# Start of DATASET SECTION

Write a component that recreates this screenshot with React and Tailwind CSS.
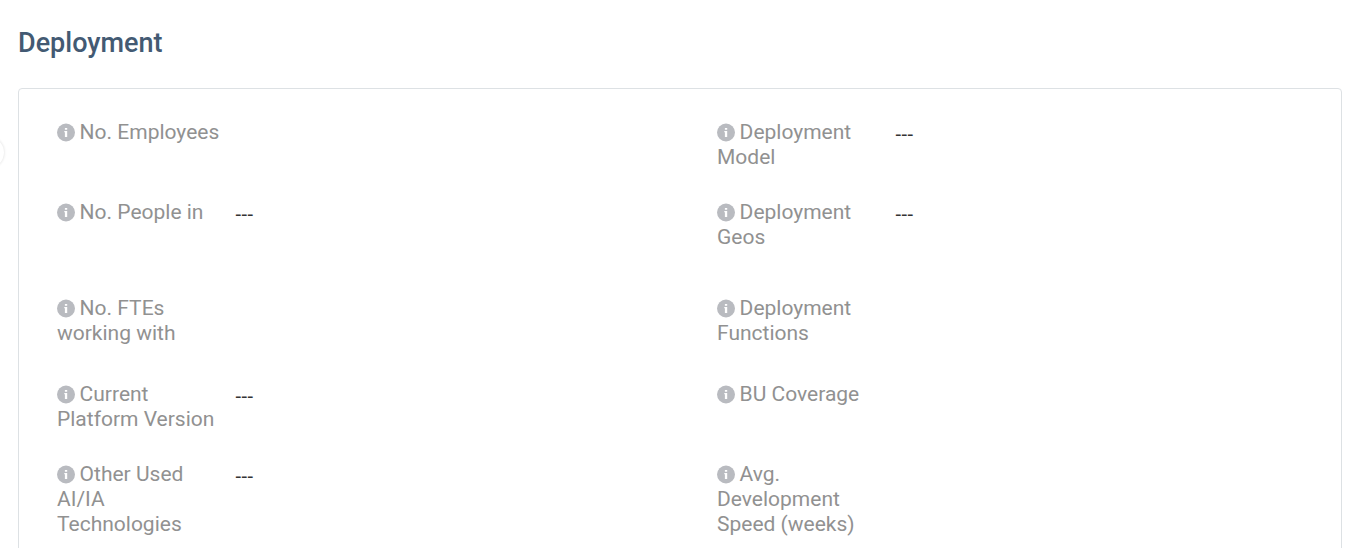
const ROWS = [
  {
    height: "h-20",
    left: { label: ["No. Employees"] },
    right: { label: ["Deployment", "Model"], value: "---" },
  },
  {
    height: "h-24",
    left: { label: ["No. People in"], value: "---" },
    right: { label: ["Deployment", "Geos"], value: "---" },
  },
  {
    height: "h-[86px]",
    left: { label: ["No. FTEs", "working with"] },
    right: { label: ["Deployment", "Functions"] },
  },
  {
    height: "h-20",
    left: { label: ["Current", "Platform Version"], value: "---" },
    right: { label: ["BU Coverage"] },
  },
  {
    height: "h-24",
    left: { label: ["Other Used", "AI/IA", "Technologies"], value: "---" },
    right: { label: ["Avg.", "Development", "Speed (weeks)"] },
  },
];

function InfoIcon() {
  return (
    <svg width="18" height="19" viewBox="0 0 18 19" className="mr-[4.6px] shrink-0">
      <circle cx="9" cy="9.5" r="9" fill="#b9bbc0" />
      <path d="M7.9 4.9h2.3v1.9H7.9zM7.3 8h2.9v6H7.9V9.3h-.6z" fill="#fff" />
    </svg>
  );
}

function Field({ label, value }) {
  return (
    <div className="flex w-[660px] shrink-0">
      <div className="w-[178px] shrink-0 whitespace-nowrap text-[#919191]">
        {label.map((line, i) => (
          <div key={line} className="flex items-center">
            {i === 0 && <InfoIcon />}
            <span>{line}</span>
          </div>
        ))}
      </div>
      {value && <div className="pt-0.5 pl-[0.5px] text-[20px] tracking-[0.5px] text-[#333]">{value}</div>}
    </div>
  );
}

export default function App() {
  return (
    <div className="relative h-[548px] overflow-hidden bg-white pl-[18px] font-[Roboto,sans-serif]">
      <h2 className="pt-[25px] text-[27px] leading-9 font-medium text-[#435a73]">Deployment</h2>
      <div className="mt-[27px] h-[520px] w-[1324px] rounded-[4px] border border-[#dde1e4] pt-[31px] pl-[38px] text-[21px] leading-[25px]">
        {ROWS.map((row) => (
          <div key={row.left.label[0]} className={`flex ${row.height}`}>
            <Field {...row.left} />
            <Field {...row.right} />
          </div>
        ))}
      </div>
      <div className="absolute top-[137px] -left-[27px] size-[31px] rounded-full bg-white shadow-[0_0_3px_rgba(0,0,0,0.15)]" />
    </div>
  );
}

# End of DATASET SECTION

[WRITTEN TASK] Output the lines above in full and exactly as given, omitting any pictures.

[RESULT FOR THIS EXERCISE]
Write a component that recreates this screenshot with React and Tailwind CSS.
const ROWS = [
  {
    height: "h-20",
    left: { label: ["No. Employees"] },
    right: { label: ["Deployment", "Model"], value: "---" },
  },
  {
    height: "h-24",
    left: { label: ["No. People in"], value: "---" },
    right: { label: ["Deployment", "Geos"], value: "---" },
  },
  {
    height: "h-[86px]",
    left: { label: ["No. FTEs", "working with"] },
    right: { label: ["Deployment", "Functions"] },
  },
  {
    height: "h-20",
    left: { label: ["Current", "Platform Version"], value: "---" },
    right: { label: ["BU Coverage"] },
  },
  {
    height: "h-24",
    left: { label: ["Other Used", "AI/IA", "Technologies"], value: "---" },
    right: { label: ["Avg.", "Development", "Speed (weeks)"] },
  },
];

function InfoIcon() {
  return (
    <svg width="18" height="19" viewBox="0 0 18 19" className="mr-[4.6px] shrink-0">
      <circle cx="9" cy="9.5" r="9" fill="#b9bbc0" />
      <path d="M7.9 4.9h2.3v1.9H7.9zM7.3 8h2.9v6H7.9V9.3h-.6z" fill="#fff" />
    </svg>
  );
}

function Field({ label, value }) {
  return (
    <div className="flex w-[660px] shrink-0">
      <div className="w-[178px] shrink-0 whitespace-nowrap text-[#919191]">
        {label.map((line, i) => (
          <div key={line} className="flex items-center">
            {i === 0 && <InfoIcon />}
            <span>{line}</span>
          </div>
        ))}
      </div>
      {value && <div className="pt-0.5 pl-[0.5px] text-[20px] tracking-[0.5px] text-[#333]">{value}</div>}
    </div>
  );
}

export default function App() {
  return (
    <div className="relative h-[548px] overflow-hidden bg-white pl-[18px] font-[Roboto,sans-serif]">
      <h2 className="pt-[25px] text-[27px] leading-9 font-medium text-[#435a73]">Deployment</h2>
      <div className="mt-[27px] h-[520px] w-[1324px] rounded-[4px] border border-[#dde1e4] pt-[31px] pl-[38px] text-[21px] leading-[25px]">
        {ROWS.map((row) => (
          <div key={row.left.label[0]} className={`flex ${row.height}`}>
            <Field {...row.left} />
            <Field {...row.right} />
          </div>
        ))}
      </div>
      <div className="absolute top-[137px] -left-[27px] size-[31px] rounded-full bg-white shadow-[0_0_3px_rgba(0,0,0,0.15)]" />
    </div>
  );
}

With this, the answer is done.